2020-03-12 Life After Coal/Impilo Ngaphandle Kwamalahle
Share this page:
Following a resolution tabled by its own shareholders in May 2019, Standard Bank last week released a policy on funding of thermal coal mining. This was an opportunity for Standard Bank to demonstrate its commitment and contribution to combatting climate change and enabling a just transition to a low-carbon economy.
Standard Bank has missed that opportunity by publishing a policy that is weak and inadequate: it makes no commitment to ending funding for coal mining. Its policy contradicts its claimed vision “to be the leading financial services organisation in, for and across Africa”.
Any meaningful effort from financial services corporations to address the severe risks posed by climate change to South Africa and the global economy, has to cease lending to both coal-fired power projects and coal mining.
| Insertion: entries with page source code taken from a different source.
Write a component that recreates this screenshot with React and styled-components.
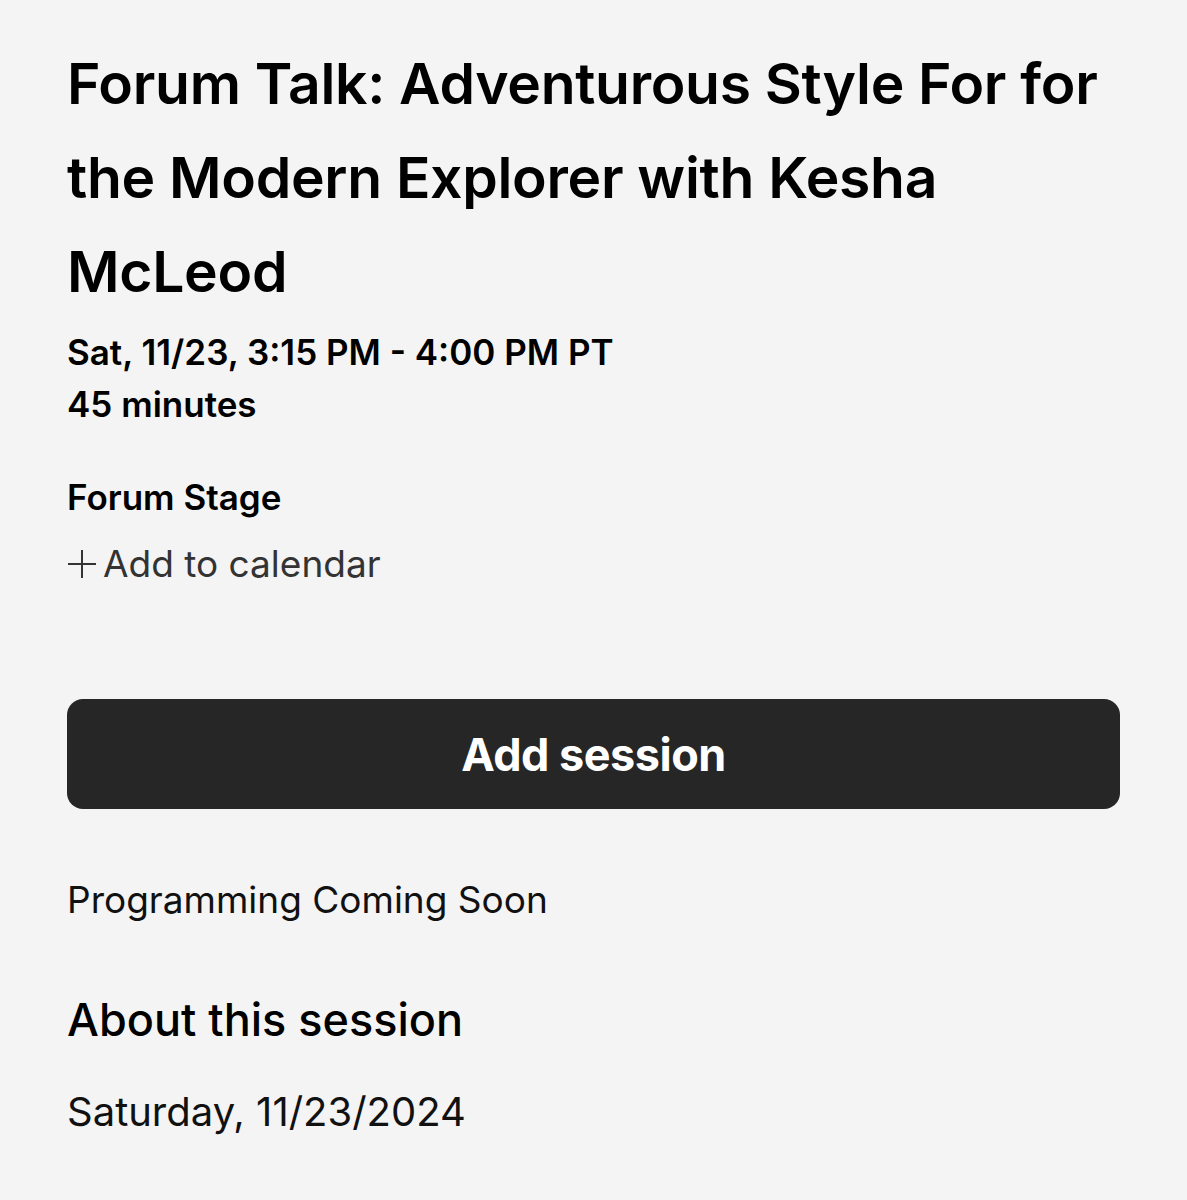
import React from 'react';
import styled, { createGlobalStyle } from 'styled-components';

const GlobalStyle = createGlobalStyle`
  html, body {
    margin: 0;
    padding: 0;
    background: #f4f4f4;
  }
  body {
    font-family: Inter, "Noto Sans", "Liberation Sans", sans-serif;
    color: #000;
  }
`;

const Page = styled.div`
  padding: 37px 67px 60px 67px;
  display: flex;
  flex-direction: column;
  min-height: 1200px;
  box-sizing: border-box;
`;

const Title = styled.h1`
  margin: 0;
  font-size: 57px;
  font-weight: 600;
  line-height: 94px;
  letter-spacing: -0.3px;
  max-width: 1060px;
`;

const Meta = styled.div`
  margin-top: 7px;
  display: flex;
  flex-direction: column;
`;

const MetaLine = styled.div`
  font-size: 35px;
  font-weight: 600;
  line-height: 52px;
`;

const Venue = styled.div`
  margin-top: 43px;
  font-size: 35px;
  font-weight: 600;
  line-height: 48px;
`;

const CalendarLink = styled.a`
  margin-top: 19px;
  display: flex;
  align-items: center;
  font-size: 37px;
  line-height: 48px;
  color: #333;
  text-decoration: none;
  cursor: pointer;
`;

const PlusIcon = styled.svg`
  width: 30px;
  height: 30px;
  margin-right: 6px;
  flex: none;
`;

const AddButton = styled.button`
  margin-top: 111px;
  width: 1053px;
  height: 110px;
  border: none;
  border-radius: 16px;
  background: #262626;
  color: #fff;
  font-family: inherit;
  font-size: 45px;
  font-weight: 700;
  letter-spacing: -0.5px;
  cursor: pointer;
`;

const Notice = styled.div`
  margin-top: 67px;
  font-size: 37px;
  line-height: 48px;
  color: #111;
`;

const SectionTitle = styled.h2`
  margin: 66px 0 0 0;
  font-size: 45px;
  font-weight: 500;
  line-height: 60px;
`;

const DateText = styled.div`
  margin-top: 37px;
  font-size: 40px;
  line-height: 50px;
  color: #111;
`;

export default function App() {
  return (
    <>
      <GlobalStyle />
      <Page>
        <Title>
          Forum Talk: Adventurous Style For for the Modern Explorer with Kesha
          McLeod
        </Title>
        <Meta>
          <MetaLine>Sat, 11/23, 3:15 PM - 4:00 PM PT</MetaLine>
          <MetaLine>45 minutes</MetaLine>
        </Meta>
        <Venue>Forum Stage</Venue>
        <CalendarLink>
          <PlusIcon viewBox="0 0 30 30">
            <path d="M15 1 V29 M1 15 H29" stroke="#333" strokeWidth="2" fill="none" />
          </PlusIcon>
          Add to calendar
        </CalendarLink>
        <AddButton>Add session</AddButton>
        <Notice>Programming Coming Soon</Notice>
        <SectionTitle>About this session</SectionTitle>
        <DateText>Saturday, 11/23/2024</DateText>
      </Page>
    </>
  );
}
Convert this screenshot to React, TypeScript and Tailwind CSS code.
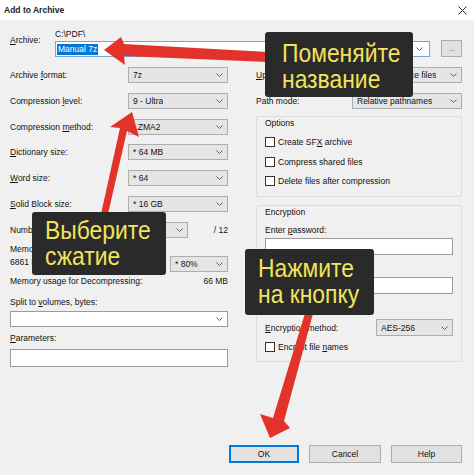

Standard Bank’s respective policies on financing thermal coal mining and coal-fired power both demonstrate a lack of leadership on efforts to address the climate crisis.
Standard Bank has done no more than the absolute minimum to comply with the requirements of the resolution put forward by its investors, with policy-lending criteria for coal essentially reiterating laws and requirements that should, in any event, be minimum standards for financing any project. Such a “business as usual” approach in our climate emergency is not only deeply disappointing, but also irresponsible. Standard Bank is banking on short-term profiteering that will result in ongoing global climate impact. Investors must also hold Standard Bank accountable to more than just profiteering. We need to protect the earth and its people.
Standard Bank links its policy to South Africa’s “energy plan and energy mix”. However, it is broadly accepted that South Africa’s electricity plan – the IRP2019, which provides for extensive new coal and gas capacity – and its national emission reduction targets, are wholly inadequate to protect South Africa from the worst impacts of devastating climate change. Indeed they are irrational. Standard Bank, by endorsing these government policies, fail South Africans.
According to Climate Action Tracker, South Africa’s national emission reduction targets are not aligned with the Paris Agreement – which itself is inadequate. If governments across the world had similar targets, global average warming would reach between 3 and 4 degrees Celsius (°C) – as opposed to 2 °C, let alone 1,5°C global limits. Such warming would equate to temperature increases of 6 to 8°C for Southern Africa and on this trajectory, large portions of the African continent will be uninhabitable by humans.
Global coal use in electricity generation must fall by 80% below 2010 levels within the next 10 years to avoid exceeding the 1.5°C limit. These consequences will only exacerbate the existing devastation caused by coal mining to communities’ lives, health and livelihoods through air and water pollution, and destruction of land and livelihoods.
Globally, financial institutions recognise that non-alignment with the Paris Agreement temperature target poses serious risk, including to those institutions’ own shareholders and the economies within which they operate.
If Standard Bank wants to show true climate leadership, corporate citizenship, and realise its stated vision to be a leading financial institution for and in Africa, it would immediately phase out funding and refrain from funding any new fossil fuel projects.
NOTES TO EDITOR
Life After Coal/Impilo Ngaphandle Kwamalahle is a joint campaign by Earthlife Africa Johannesburg, groundWork, and the Centre for Environmental Rights (CER). We aim to: discourage the development of new coal-fired power stations and mines; reduce emissions from existing coal infrastructure and encourage a coal phase-out; and enable a just transition to sustainable energy systems for the people.